Professor David King reflects on the December reception for newly-elected members of Congress at Harvard

By Zachary Crowley, MC/MPA’13

If you have had the opportunity to speak with David King, you know he tells it to you straight.  So when he responded to this reporter’s prying question with “You know I can’t talk about that,” I knew I was on to something interesting.

King wears many hats.  In addition to his teaching and his Senior Executive and MPA program duties, he is the Faculty Chair of the Bi-Partisan Program for Newly Elected Members of Congress.
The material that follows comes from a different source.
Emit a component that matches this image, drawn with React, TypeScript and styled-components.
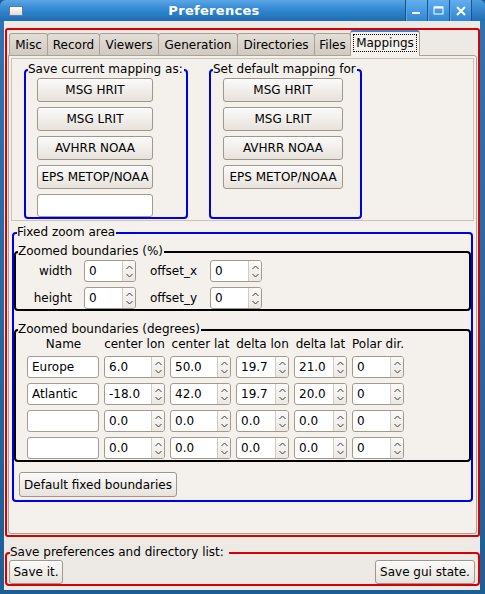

Greg Mankiw, Carmen Reinhart and David Ellwood speak to the new members of Congress about the economy. Photo by Martha Stewart

Greg Mankiw, Carmen Reinhart and David Ellwood speak to the new members of Congress about the economy. Photo by Martha Stewart

He is well qualified for the job, with long years of experience working with elected officials.  In fact, as we spoke, a just-elected member of the Massachusetts State Legislature wandered in – a former MPP – to talk shop. But don’t make the mistake, warned King, of thinking he is the one responsible for a successful New Members of Congress Program.

The success of this program is due to the hard work of the Institute of Politics (IOP), he said, and the staff and students there deserve a great deal of credit. In particular, he applauded Program Director Christian Flynn: “Christian Flynn makes the program happen, and without him, nothing would get done.”

So what was it like behind the scenes at Harvard’s December forum for new members of the United States Congress? According to King, there were the customary receptions and meals, and in between, the new representatives were introduced to many of the academics here at Harvard as well as other public luminaries. They talked about the economy, foreign policy and how to responsibly manage the American budget.

I wondered, what did the IOP hope the Members would gain from these talks?

King pointed me to previously published comments in Conversations with Great Teachers, a series of interviews collected by Bill Smoot in 2010.

There I found that the first order of business is to give members an overview of how the budget can be manipulated to serve re-election interests – and how that manipulation can be dangerous for the national interest.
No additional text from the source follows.